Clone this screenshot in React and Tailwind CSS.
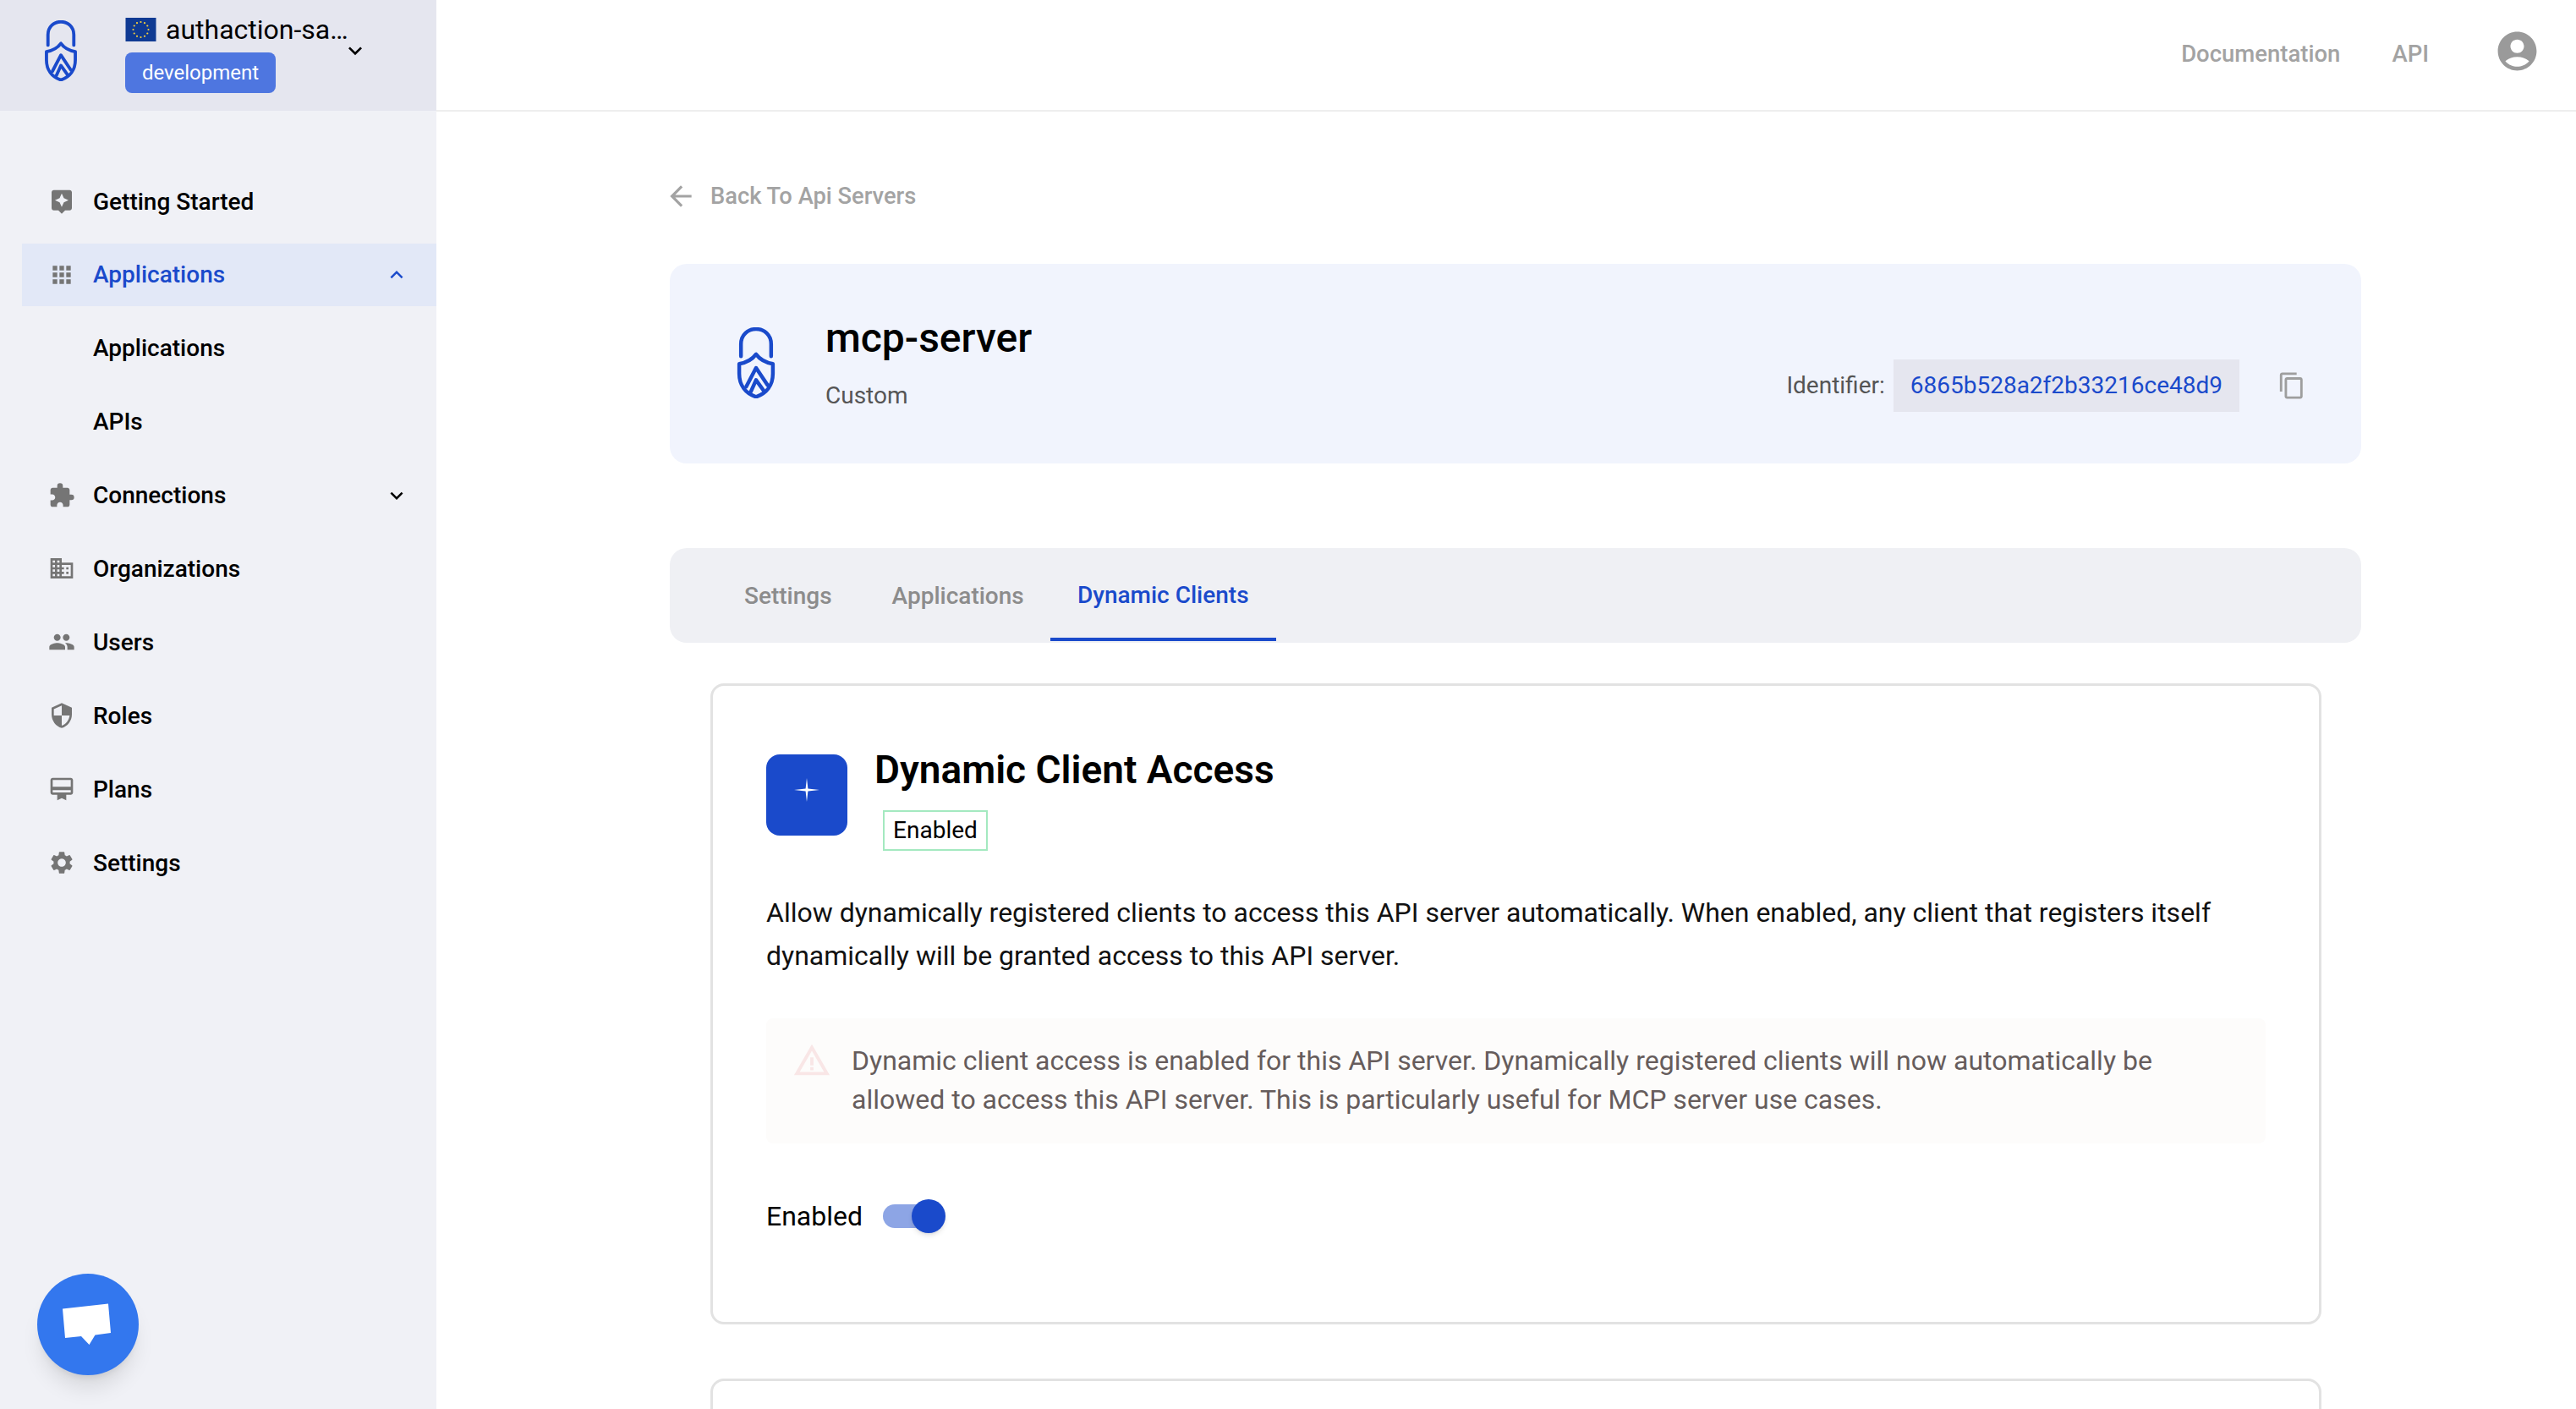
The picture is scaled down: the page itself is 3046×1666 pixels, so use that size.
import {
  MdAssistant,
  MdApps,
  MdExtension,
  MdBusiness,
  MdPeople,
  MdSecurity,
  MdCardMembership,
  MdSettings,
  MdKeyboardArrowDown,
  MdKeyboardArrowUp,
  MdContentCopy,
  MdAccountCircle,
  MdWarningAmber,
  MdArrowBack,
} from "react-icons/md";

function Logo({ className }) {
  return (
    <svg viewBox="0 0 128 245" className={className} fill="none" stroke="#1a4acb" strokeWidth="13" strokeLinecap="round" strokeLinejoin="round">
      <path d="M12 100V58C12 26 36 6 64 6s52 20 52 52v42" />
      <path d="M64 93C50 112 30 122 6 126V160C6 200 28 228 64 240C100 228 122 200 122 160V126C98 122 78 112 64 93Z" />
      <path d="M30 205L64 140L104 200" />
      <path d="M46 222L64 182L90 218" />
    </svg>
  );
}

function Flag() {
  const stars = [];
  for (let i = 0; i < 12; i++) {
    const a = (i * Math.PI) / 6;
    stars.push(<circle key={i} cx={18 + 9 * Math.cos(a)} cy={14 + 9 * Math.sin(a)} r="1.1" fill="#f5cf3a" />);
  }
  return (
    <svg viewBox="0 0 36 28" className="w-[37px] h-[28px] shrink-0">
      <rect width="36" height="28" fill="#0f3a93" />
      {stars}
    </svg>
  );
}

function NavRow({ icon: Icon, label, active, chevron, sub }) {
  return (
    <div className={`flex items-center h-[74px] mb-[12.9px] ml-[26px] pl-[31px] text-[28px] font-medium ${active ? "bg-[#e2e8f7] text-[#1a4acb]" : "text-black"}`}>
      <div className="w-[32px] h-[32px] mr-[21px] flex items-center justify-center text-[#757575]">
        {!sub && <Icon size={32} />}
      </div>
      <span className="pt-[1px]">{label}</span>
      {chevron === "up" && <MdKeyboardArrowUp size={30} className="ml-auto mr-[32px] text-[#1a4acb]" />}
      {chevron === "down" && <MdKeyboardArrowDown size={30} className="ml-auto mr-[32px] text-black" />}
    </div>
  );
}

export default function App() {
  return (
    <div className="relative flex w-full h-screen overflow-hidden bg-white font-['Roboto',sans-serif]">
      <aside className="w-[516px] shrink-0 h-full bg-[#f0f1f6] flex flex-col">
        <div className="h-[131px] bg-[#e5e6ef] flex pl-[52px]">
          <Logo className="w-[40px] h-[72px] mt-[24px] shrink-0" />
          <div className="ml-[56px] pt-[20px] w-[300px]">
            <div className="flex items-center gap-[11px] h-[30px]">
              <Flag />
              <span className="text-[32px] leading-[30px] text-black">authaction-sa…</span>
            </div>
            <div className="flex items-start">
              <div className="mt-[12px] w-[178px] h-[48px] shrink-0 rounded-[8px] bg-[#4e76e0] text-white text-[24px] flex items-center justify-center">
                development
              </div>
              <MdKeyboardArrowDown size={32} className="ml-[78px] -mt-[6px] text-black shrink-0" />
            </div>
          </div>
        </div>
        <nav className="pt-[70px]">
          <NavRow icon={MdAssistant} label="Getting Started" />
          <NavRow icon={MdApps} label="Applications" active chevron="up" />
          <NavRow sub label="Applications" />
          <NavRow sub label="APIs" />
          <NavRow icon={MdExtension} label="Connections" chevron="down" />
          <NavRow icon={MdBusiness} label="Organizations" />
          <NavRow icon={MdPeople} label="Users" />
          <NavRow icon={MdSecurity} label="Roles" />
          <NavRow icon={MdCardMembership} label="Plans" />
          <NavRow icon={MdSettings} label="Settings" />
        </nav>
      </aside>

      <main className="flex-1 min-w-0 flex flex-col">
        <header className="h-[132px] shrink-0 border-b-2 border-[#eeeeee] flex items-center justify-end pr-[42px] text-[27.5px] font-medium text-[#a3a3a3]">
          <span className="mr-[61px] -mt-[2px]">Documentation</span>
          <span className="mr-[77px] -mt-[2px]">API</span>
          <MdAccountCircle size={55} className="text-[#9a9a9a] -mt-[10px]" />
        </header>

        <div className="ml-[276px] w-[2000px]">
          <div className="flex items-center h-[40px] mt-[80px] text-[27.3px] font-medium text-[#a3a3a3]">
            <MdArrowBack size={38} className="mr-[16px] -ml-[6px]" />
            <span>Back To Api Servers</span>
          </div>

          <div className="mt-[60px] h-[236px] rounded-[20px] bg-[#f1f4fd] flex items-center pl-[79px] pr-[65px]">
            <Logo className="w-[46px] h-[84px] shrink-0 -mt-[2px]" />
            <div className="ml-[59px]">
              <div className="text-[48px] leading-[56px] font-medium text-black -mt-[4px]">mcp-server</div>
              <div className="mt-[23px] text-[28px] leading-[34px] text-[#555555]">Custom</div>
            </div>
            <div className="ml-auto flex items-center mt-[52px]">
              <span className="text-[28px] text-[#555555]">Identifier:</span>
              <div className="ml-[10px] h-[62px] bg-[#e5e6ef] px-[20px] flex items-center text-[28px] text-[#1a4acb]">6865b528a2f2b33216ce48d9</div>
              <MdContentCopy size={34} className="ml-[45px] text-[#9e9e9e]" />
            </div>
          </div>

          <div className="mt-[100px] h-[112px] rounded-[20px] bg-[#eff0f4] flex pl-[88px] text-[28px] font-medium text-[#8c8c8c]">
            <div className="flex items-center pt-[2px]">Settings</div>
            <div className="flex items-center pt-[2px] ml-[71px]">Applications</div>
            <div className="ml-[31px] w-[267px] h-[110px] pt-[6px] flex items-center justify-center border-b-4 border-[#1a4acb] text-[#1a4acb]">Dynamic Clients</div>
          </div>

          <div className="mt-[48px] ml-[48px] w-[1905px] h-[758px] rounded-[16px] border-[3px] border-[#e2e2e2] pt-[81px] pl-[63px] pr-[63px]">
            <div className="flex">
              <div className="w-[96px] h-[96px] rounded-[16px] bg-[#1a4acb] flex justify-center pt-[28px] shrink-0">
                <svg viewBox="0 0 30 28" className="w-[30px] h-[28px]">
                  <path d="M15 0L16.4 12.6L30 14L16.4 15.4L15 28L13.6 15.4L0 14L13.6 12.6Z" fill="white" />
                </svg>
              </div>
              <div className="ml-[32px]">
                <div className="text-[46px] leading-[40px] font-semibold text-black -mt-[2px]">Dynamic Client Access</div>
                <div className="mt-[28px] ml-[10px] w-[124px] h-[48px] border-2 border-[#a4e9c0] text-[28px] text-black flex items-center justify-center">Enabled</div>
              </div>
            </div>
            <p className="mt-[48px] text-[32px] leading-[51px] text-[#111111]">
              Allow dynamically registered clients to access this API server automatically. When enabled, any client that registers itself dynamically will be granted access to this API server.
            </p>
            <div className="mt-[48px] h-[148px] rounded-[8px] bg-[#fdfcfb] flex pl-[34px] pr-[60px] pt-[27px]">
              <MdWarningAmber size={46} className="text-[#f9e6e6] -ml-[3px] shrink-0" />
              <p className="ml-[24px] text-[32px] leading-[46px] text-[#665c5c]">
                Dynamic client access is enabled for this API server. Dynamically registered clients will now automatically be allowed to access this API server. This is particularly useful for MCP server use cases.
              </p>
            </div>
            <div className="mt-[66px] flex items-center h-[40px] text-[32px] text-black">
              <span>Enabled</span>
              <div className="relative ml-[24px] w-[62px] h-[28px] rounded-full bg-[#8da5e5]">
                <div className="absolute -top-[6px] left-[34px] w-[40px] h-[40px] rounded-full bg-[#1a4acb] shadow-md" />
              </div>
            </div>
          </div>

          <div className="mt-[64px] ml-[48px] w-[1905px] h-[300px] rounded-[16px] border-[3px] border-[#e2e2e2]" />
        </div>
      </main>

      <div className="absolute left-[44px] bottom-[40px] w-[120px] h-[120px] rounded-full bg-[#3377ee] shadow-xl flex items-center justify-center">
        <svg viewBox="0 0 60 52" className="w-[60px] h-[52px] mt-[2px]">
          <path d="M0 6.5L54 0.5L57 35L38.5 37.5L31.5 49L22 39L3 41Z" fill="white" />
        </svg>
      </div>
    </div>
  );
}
☆ ☆ ☆ ☆ ☆
- WHAT YOU NEED TO DO:
Scan the listing above for the word "that" and show each line where it is found.

- RESPONSE FOR THIS EXERCISE:
The picture is scaled down: the page itself is 3046×1666 pixels, so use that size.
              Allow dynamically registered clients to access this API server automatically. When enabled, any client that registers itself dynamically will be granted access to this API server.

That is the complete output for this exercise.